1943年4月、逃がした親子がユダヤ人だとばれてしまい射殺されてしまいます。
アントニーナは自分が変装させた事が目立つ存在にさせてしまったのではと落ち込みます。
親衛隊ヒムラーが殲滅を宣言したためゲットーは一掃されアントニーナが守る隠れ家にまで燃えかすが飛んできます。
結末
ヤンが地下活動で不在する事が多くなるなかアントニーナは女の子を出産しテレサと名付けます。
1944年8月1日、ポーランド国内軍はナチス・ドイツに対し蜂起し地下活動をしていたヤンも戦うが首を撃たれ捕虜収容所へ連れて行かれます。
国内軍は制圧されワルシャワ市民は退避せよと放送が流れます。
ソ連軍の進撃が始まりドイツは打破される事が予想できるがワルシャワは安全な街ではなくなったのです。
1645年1月、ドイツはベルリンへ撤退する準備を開始しアントニーナはヤンの消息が知りたいとヘックを訪ねるが強引に身体を求められます。
「あなたは最低よ」と言い放つとヘックは何か隠すために自分に対し笑顔を見せていたのだと気付きます。

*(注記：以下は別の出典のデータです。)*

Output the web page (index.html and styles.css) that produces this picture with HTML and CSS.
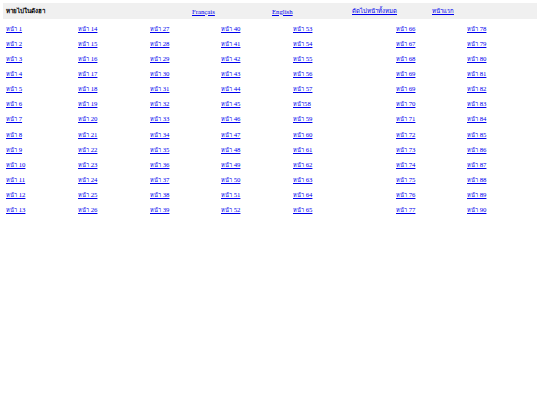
FILE: index.html
```html
<!DOCTYPE html>
<html lang="th">
<head>
<meta charset="utf-8">
<title>หายไปในดังฮา</title>
<link rel="stylesheet" href="styles.css">
</head>
<body>
<div class="page">
  <div class="topbar">
    <span class="title">หายไปในดังฮา</span>
    <a class="lang" href="#">Français</a>
    <a class="lang" href="#">English</a>
    <a class="lang th-link" href="#">ตัดไปหน้าทั้งหมด</a>
    <a class="lang th-link" href="#">หน้าแรก</a>
  </div>
  <div class="grid">
    <div class="col"><a href="#"><span class="th">หน้า</span> 1</a><a href="#"><span class="th">หน้า</span> 2</a><a href="#"><span class="th">หน้า</span> 3</a><a href="#"><span class="th">หน้า</span> 4</a><a href="#"><span class="th">หน้า</span> 5</a><a href="#"><span class="th">หน้า</span> 6</a><a href="#"><span class="th">หน้า</span> 7</a><a href="#"><span class="th">หน้า</span> 8</a><a href="#"><span class="th">หน้า</span> 9</a><a href="#"><span class="th">หน้า</span> 10</a><a href="#"><span class="th">หน้า</span> 11</a><a href="#"><span class="th">หน้า</span> 12</a><a href="#"><span class="th">หน้า</span> 13</a></div>
    <div class="col"><a href="#"><span class="th">หน้า</span> 14</a><a href="#"><span class="th">หน้า</span> 15</a><a href="#"><span class="th">หน้า</span> 16</a><a href="#"><span class="th">หน้า</span> 17</a><a href="#"><span class="th">หน้า</span> 18</a><a href="#"><span class="th">หน้า</span> 19</a><a href="#"><span class="th">หน้า</span> 20</a><a href="#"><span class="th">หน้า</span> 21</a><a href="#"><span class="th">หน้า</span> 22</a><a href="#"><span class="th">หน้า</span> 23</a><a href="#"><span class="th">หน้า</span> 24</a><a href="#"><span class="th">หน้า</span> 25</a><a href="#"><span class="th">หน้า</span> 26</a></div>
    <div class="col"><a href="#"><span class="th">หน้า</span> 27</a><a href="#"><span class="th">หน้า</span> 28</a><a href="#"><span class="th">หน้า</span> 29</a><a href="#"><span class="th">หน้า</span> 30</a><a href="#"><span class="th">หน้า</span> 31</a><a href="#"><span class="th">หน้า</span> 32</a><a href="#"><span class="th">หน้า</span> 33</a><a href="#"><span class="th">หน้า</span> 34</a><a href="#"><span class="th">หน้า</span> 35</a><a href="#"><span class="th">หน้า</span> 36</a><a href="#"><span class="th">หน้า</span> 37</a><a href="#"><span class="th">หน้า</span> 38</a><a href="#"><span class="th">หน้า</span> 39</a></div>
    <div class="col"><a href="#"><span class="th">หน้า</span> 40</a><a href="#"><span class="th">หน้า</span> 41</a><a href="#"><span class="th">หน้า</span> 42</a><a href="#"><span class="th">หน้า</span> 43</a><a href="#"><span class="th">หน้า</span> 44</a><a href="#"><span class="th">หน้า</span> 45</a><a href="#"><span class="th">หน้า</span> 46</a><a href="#"><span class="th">หน้า</span> 47</a><a href="#"><span class="th">หน้า</span> 48</a><a href="#"><span class="th">หน้า</span> 49</a><a href="#"><span class="th">หน้า</span> 50</a><a href="#"><span class="th">หน้า</span> 51</a><a href="#"><span class="th">หน้า</span> 52</a></div>
    <div class="col"><a href="#"><span class="th">หน้า</span> 53</a><a href="#"><span class="th">หน้า</span> 54</a><a href="#"><span class="th">หน้า</span> 55</a><a href="#"><span class="th">หน้า</span> 56</a><a href="#"><span class="th">หน้า</span> 57</a><a href="#"><span class="th">หน้า</span>58</a><a href="#"><span class="th">หน้า</span> 59</a><a href="#"><span class="th">หน้า</span> 60</a><a href="#"><span class="th">หน้า</span> 61</a><a href="#"><span class="th">หน้า</span> 62</a><a href="#"><span class="th">หน้า</span> 63</a><a href="#"><span class="th">หน้า</span> 64</a><a href="#"><span class="th">หน้า</span> 65</a></div>
    <div class="col"><a href="#"><span class="th">หน้า</span> 66</a><a href="#"><span class="th">หน้า</span> 67</a><a href="#"><span class="th">หน้า</span> 68</a><a href="#"><span class="th">หน้า</span> 69</a><a href="#"><span class="th">หน้า</span> 69</a><a href="#"><span class="th">หน้า</span> 70</a><a href="#"><span class="th">หน้า</span> 71</a><a href="#"><span class="th">หน้า</span> 72</a><a href="#"><span class="th">หน้า</span> 73</a><a href="#"><span class="th">หน้า</span> 74</a><a href="#"><span class="th">หน้า</span> 75</a><a href="#"><span class="th">หน้า</span> 76</a><a href="#"><span class="th">หน้า</span> 77</a></div>
    <div class="col"><a href="#"><span class="th">หน้า</span> 78</a><a href="#"><span class="th">หน้า</span> 79</a><a href="#"><span class="th">หน้า</span> 80</a><a href="#"><span class="th">หน้า</span> 81</a><a href="#"><span class="th">หน้า</span> 82</a><a href="#"><span class="th">หน้า</span> 83</a><a href="#"><span class="th">หน้า</span> 84</a><a href="#"><span class="th">หน้า</span> 85</a><a href="#"><span class="th">หน้า</span> 86</a><a href="#"><span class="th">หน้า</span> 87</a><a href="#"><span class="th">หน้า</span> 88</a><a href="#"><span class="th">หน้า</span> 89</a><a href="#"><span class="th">หน้า</span> 90</a></div>
  </div>
</div>
</body>
</html>
```
FILE: styles.css
```css
html, body {
  margin: 0;
  padding: 0;
  background: #ffffff;
}
.page {
  padding: 3px;
  font-family: "Liberation Serif", "Times New Roman", serif;
  font-size: 6.75px;
}
a {
  color: #0000ee;
  text-decoration: underline;
}
.topbar {
  display: flex;
  align-items: center;
  height: 16px;
  background: #f0f0f0;
  padding-left: 3px;
}
.title {
  width: 186px;
  font-family: "Liberation Sans", Arial, sans-serif;
  font-size: 6.2px;
  font-weight: bold;
  color: #000;
}
.lang {
  width: 80px;
}
.th-link {
  font-size: 6px;
}
.grid {
  display: grid;
  grid-template-columns: 72px 72px 71px 72px 103px 71px 1fr;
  padding-left: 3px;
  padding-top: 1.5px;
}
.col {
  display: flex;
  flex-direction: column;
}
.col a {
  height: 15.17px;
  line-height: 15.17px;
  white-space: nowrap;
}
.th {
  font-size: 5.6px;
}
```
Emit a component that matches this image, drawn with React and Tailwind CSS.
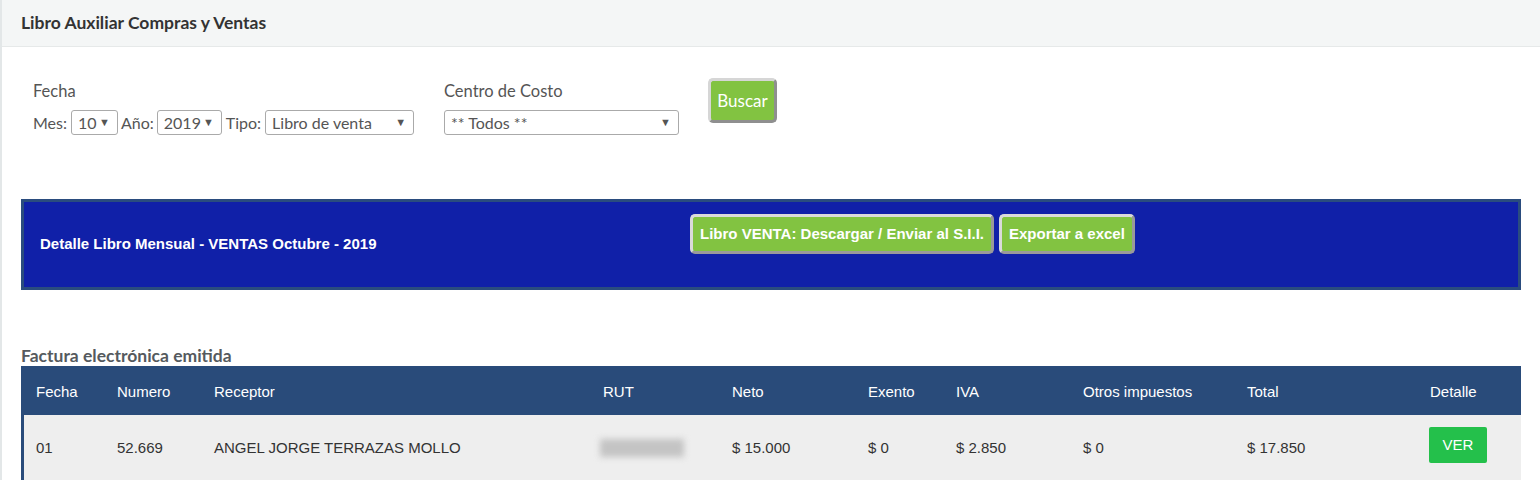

アントニーナは急いで隠れ家に戻り「爆撃されるからすぐ退却しろとヘックが言っていた」とドイツ兵に伝えます。
そしてユダヤ人に早く荷物をまとめるよう伝え動物を移送させるトラックで逃がしました。
アントニーナは息子を地下で待機させその場に残っているとヘックがやってきて家の中を捜索し始めます。
地下を発見したヘックは壁にユダヤ人が描いた絵を発見し匿っていたのだと知ります。
何人匿っていたんだと怒るヘックだが銃を下ろし去って行きました。
アントニーナとリシュは生き残ったウサギと置き去りにされたバイソンを連れて人々と退避を始め、森の中にバイソンを逃がします。
終戦の日1945年9月から1年後、
アントニーナはリシュとテレサを連れてワルシャワ動物園に戻ると次々と匿っていたユダヤ人が戻ってきます。
農作物が育ってきた頃テーブルを拭いていたアントニーナは顔を上げると死んだと思っていたヤンを目にし走り出します。